The invisible dangers of travelling through time


Quantum mechanics offers one way that parallel universes could exist. A tiny subatomic particle can exist in a state called superposition, which means it is not in one specific place. Instead it exists in a range of spaces, each of which has some probability of being “correct”. Only when an experimenter observes the particle does its state become specified: it “collapses” from a range of possible positions into one.

Quantum physicists disagree over how to interpret the collapse. One interpretation, put forward by Hugh Everett in the late 1950s, is that the particle doesn’t really “choose” one single position. Instead, every possible option plays out in a different universe. Wherever we observe the particle is where it is in our Universe, but in other universes it is somewhere else. This became known as the “many worlds interpretation” of quantum mechanics.
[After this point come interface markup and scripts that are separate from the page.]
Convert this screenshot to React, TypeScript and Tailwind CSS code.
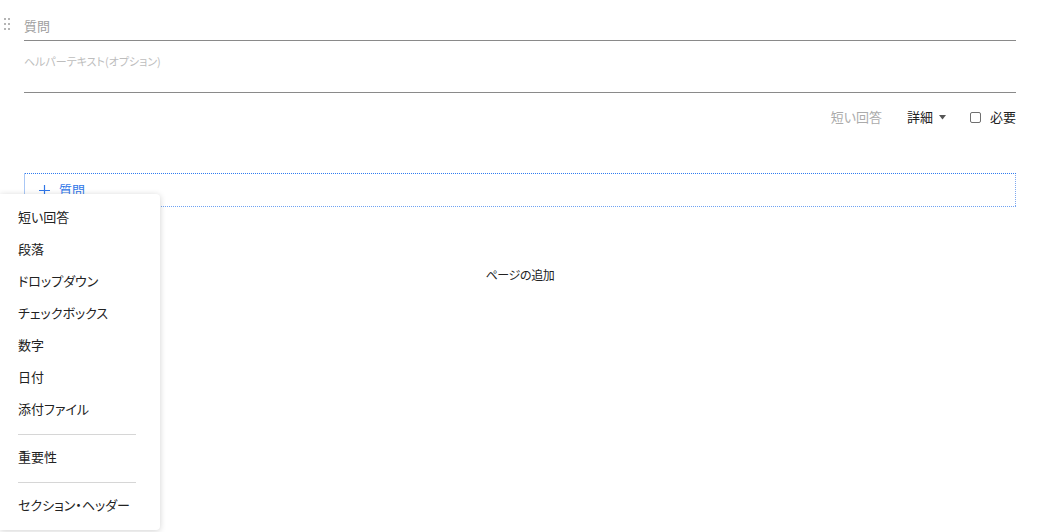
const font = { fontFamily: '"Noto Sans CJK JP", "Noto Sans", sans-serif' }

const menuTypes = ['短い回答', '段落', 'ドロップダウン', 'チェックボックス', '数字', '日付', '添付ファイル']

function Grip() {
  return (
    <div className="grid grid-cols-2 gap-x-[2px] gap-y-[3px] w-[6px] mt-[18px] ml-[4px]">
      {[0, 1, 2, 3, 4, 5].map(i => (
        <span key={i} className="block w-[2px] h-[2px] bg-[#b5b5b5]" />
      ))}
    </div>
  )
}

export default function App() {
  return (
    <div
      className="relative w-[1047px] h-[532px] bg-white text-[#222] overflow-hidden [font-feature-settings:'palt']"
      style={font}
    >
      <div className="flex">
        {/* drag handle column */}
        <div className="w-[24px] shrink-0">
          <Grip />
        </div>

        <div className="flex-1 pr-[31px]">
          {/* question title */}
          <div className="mt-[12px] h-[29px] border-b border-[#8a8a8a] text-[13px] leading-[28px] text-[#9e9e9e]">
            質問
          </div>

          {/* helper text */}
          <div className="h-[52px] border-b border-[#8a8a8a] pt-[12px] text-[11px] leading-[16px] text-[#bdbdbd]">
            ヘルパーテキスト(オプション)
          </div>

          {/* toolbar */}
          <div className="mt-[10px] h-[28px] flex items-center justify-end text-[13px]">
            <span className="text-[#ababab]">短い回答</span>
            <span className="ml-[25px] flex items-center text-[#222]">
              詳細
              <svg width="7" height="5" viewBox="0 0 7 5" className="ml-[6px] mt-[1px]">
                <path d="M0 0 L7 0 L3.5 4.5 Z" fill="#555" />
              </svg>
            </span>
            <span className="ml-[24px] w-[11px] h-[11px] border border-[#6f6f6f] rounded-[2px]" />
            <span className="ml-[9px]">必要</span>
          </div>

          {/* add question box: dotted edges drawn as 1px-on/1px-off stripes */}
          <div className="mt-[42px] h-[34px] border-l border-[#a9c7f5] bg-no-repeat [background-image:repeating-linear-gradient(90deg,#2f7bf0_0_1px,transparent_1px_2px),repeating-linear-gradient(90deg,#6ea2f2_0_1px,transparent_1px_2px),repeating-linear-gradient(180deg,#7ea8ee_0_1px,transparent_1px_2px)] [background-size:100%_1px,100%_1px,1px_100%] [background-position:top_left,bottom_left,top_right] flex items-center pl-[14px] text-[13px] text-[#2f76e8]">
            <svg width="11" height="11" viewBox="0 0 11 11" className="mr-[9px]">
              <path d="M5.5 0 V11 M0 5.5 H11" stroke="#2f76e8" strokeWidth="1.2" />
            </svg>
            質問
          </div>

          {/* add page */}
          <div className="mt-[60px] text-center text-[12px] leading-[16px] tracking-[-0.03em] text-[#222]">
            ページの追加
          </div>
        </div>
      </div>

      {/* question type menu */}
      <div className="absolute left-0 top-[194px] w-[160px] bg-white rounded-r-[4px] shadow-[0_1px_6px_rgba(0,0,0,0.18)] pt-[7px] pb-[9px] text-[13px] text-[#222] whitespace-nowrap">
        {menuTypes.map(t => (
          <div key={t} className="h-[32px] flex items-center px-[18px]">{t}</div>
        ))}
        <div className="mx-[18px] w-[118px] h-px bg-[#d6d6d6] mt-[9px] mb-[6px]" />
        <div className="h-[32px] flex items-center px-[18px]">重要性</div>
        <div className="mx-[18px] w-[118px] h-px bg-[#d6d6d6] mt-[9px] mb-[6px]" />
        <div className="h-[32px] flex items-center px-[18px]">セクション・ヘッダー</div>
      </div>
    </div>
  )
}
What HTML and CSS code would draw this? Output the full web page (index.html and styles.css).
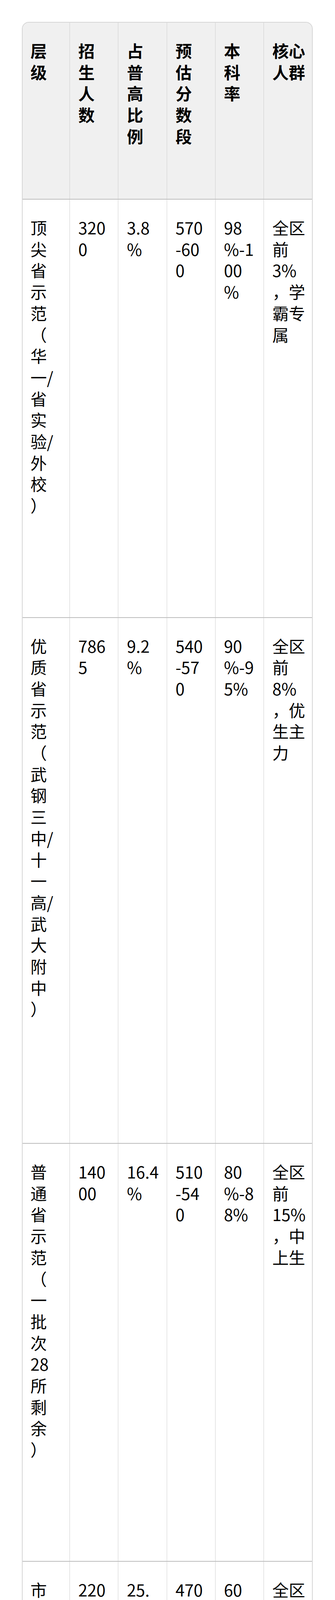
FILE: index.html
```html
<!DOCTYPE html>
<html lang="zh-CN">
<head>
<meta charset="utf-8">
<title>武汉中考各层级高中招生对照表</title>
<link rel="stylesheet" href="styles.css">
</head>
<body>
<div class="table-wrap">
  <table class="tier-table">
    <colgroup>
      <col class="c1"><col class="c2"><col class="c3"><col class="c4"><col class="c5"><col class="c6">
    </colgroup>
    <thead>
      <tr class="r-head">
        <th>层<br>级</th>
        <th>招<br>生<br>人<br>数</th>
        <th>占<br>普<br>高<br>比<br>例</th>
        <th>预<br>估<br>分<br>数<br>段</th>
        <th>本<br>科<br>率</th>
        <th>核心<br>人群</th>
      </tr>
    </thead>
    <tbody>
      <tr class="r1">
        <td>顶<br>尖<br>省<br>示<br>范<br>（<br>华<br>一/<br>省<br>实<br>验/<br>外<br>校<br>）</td>
        <td>320<br>0</td>
        <td>3.8<br>%</td>
        <td>570<br>-60<br>0</td>
        <td>98<br>%-1<br>00<br>%</td>
        <td>全区<br>前<br>3%<br>，学<br>霸专<br>属</td>
      </tr>
      <tr class="r2">
        <td>优<br>质<br>省<br>示<br>范<br>（<br>武<br>钢<br>三<br>中/<br>十<br>一<br>高/<br>武<br>大<br>附<br>中<br>）</td>
        <td>786<br>5</td>
        <td>9.2<br>%</td>
        <td>540<br>-57<br>0</td>
        <td>90<br>%-9<br>5%</td>
        <td>全区<br>前<br>8%<br>，优<br>生主<br>力</td>
      </tr>
      <tr class="r3">
        <td>普<br>通<br>省<br>示<br>范<br>（<br>一<br>批<br>次<br>28<br>所<br>剩<br>余<br>）</td>
        <td>140<br>00</td>
        <td>16.4<br>%</td>
        <td>510<br>-54<br>0</td>
        <td>80<br>%-8<br>8%</td>
        <td>全区<br>前<br>15%<br>，中<br>上生</td>
      </tr>
      <tr class="r4">
        <td>市<br>示<br>范<br>（<br>二<br>批<br>次<br>）</td>
        <td>220<br>00</td>
        <td>25.<br>8%</td>
        <td>470<br>-51<br>0</td>
        <td>60<br>%-7<br>5%</td>
        <td>全区<br>前<br>30%<br>，中<br>等生<br>（主<br>战场<br>）</td>
      </tr>
      <tr class="r5">
        <td>一<br>般<br>普<br>高<br>（<br>三<br>批<br>次<br>）</td>
        <td>180<br>00</td>
        <td>21.1<br>%</td>
        <td>430<br>-47<br>0</td>
        <td>35<br>%-5<br>5%</td>
        <td>全区<br>前<br>45%<br>，临<br>界生</td>
      </tr>
      <tr class="r6">
        <td>中<br>职<br>综<br>合<br>高<br>中<br>（<br>四<br>批<br>次<br>）</td>
        <td>800<br>0</td>
        <td>9.4<br>%</td>
        <td>400<br>-43<br>0</td>
        <td>25<br>%-4<br>0%<br>（<br>职<br>教<br>高<br>考<br>）</td>
        <td>全区<br>前<br>50<br>%，<br>兜底<br>生</td>
      </tr>
      <tr class="r7 total">
        <td>普<br>高<br>总<br>计</td>
        <td>852<br>49</td>
        <td>100<br>%</td>
        <td>400<br>-60<br>0</td>
        <td>—</td>
        <td>10.6<br>万考<br>生</td>
      </tr>
    </tbody>
  </table>
</div>
</body>
</html>
```
FILE: styles.css
```css
html, body {
  margin: 0;
  padding: 0;
  background: #ffffff;
}

body {
  padding: 56px 57px 0 56px;
  font-family: "Noto Sans CJK SC", "Noto Sans", sans-serif;
  color: #000000;
}

.table-wrap {
  width: 745px;
  box-sizing: border-box;
  border: 2px solid #d6d6d6;
  border-radius: 18px;
  overflow: hidden;
}

.tier-table {
  width: 100%;
  border-collapse: collapse;
  table-layout: fixed;
}

.c1 { width: 120px; }
.c2 { width: 124.5px; }
.c3 { width: 124.5px; }
.c4 { width: 124px; }
.c5 { width: 124px; }
.c6 { width: 124px; }

.tier-table th,
.tier-table td {
  font-size: 42px;
  line-height: 54.7px;
  padding: 44px 0 0 22px;
  vertical-align: top;
  text-align: left;
  border-left: 1px solid #cfcfcf;
  white-space: nowrap;
  text-spacing-trim: space-all;
}

.tier-table th:first-child,
.tier-table td:first-child {
  border-left: none;
  padding-left: 20px;
}

.tier-table th {
  font-weight: 700;
  background: #f0f0f0;
}

.tier-table tbody tr {
  border-top: 2px solid #bdbdbd;
}

.total td {
  font-weight: 700;
}

.r-head { height: 452px; }
.r1 { height: 1070.5px; }
.r2 { height: 1346.5px; }
.r3 { height: 1070px; }
.r4 { height: 656px; }
.r5 { height: 729px; }
.r6 { height: 865px; }
.r7 { height: 373px; }
```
There is no physical evidence that these other universes exist, and it is difficult to imagine what would constitute evidence. However, other interpretations of quantum mechanics have problems of their own, so the many worlds interpretation remains of interest.

If it is true, it offers a way to time travel into the past, and change things, without causing paradoxes. One of the first physicists to propose this was David Deutsch in a 1991 study. He argued that if you travel into the past and change something, you will create a second universe, parallel to the original one. In this second timeline, the altered version of history plays out – while in the original things go on as they always did.

On this view, you might be able to travel into the past, but “you can’t go back on your own worldline,” says Osborne.

Shoshany and his colleagues have developed this idea further. In a 2020 study, they showed that this version of time travel need not lead to infinite numbers of timelines. Infinities are generally a sign that a theory is wrong, says Shoshany, so this means it is more plausible. In February this year, they published a more realistic version of this model, which again avoided paradoxes and infinities. The following month, they explored the scenario in more detail, showing that a branch in the timeline would start out localised and gradually expand to affect more of the Universe.

It turns out that there are many possible scenarios that could take place if we were somehow to travel into the past. Right now, there is no way of conducting an experiment to determine which, if any, of these scenarios of time travel is correct. Finding the correct answer will require understanding how and why the arrow of time really exists. Until we have greater clarity on the laws underpinning the Universe, we can’t choose between our ideas about time travel.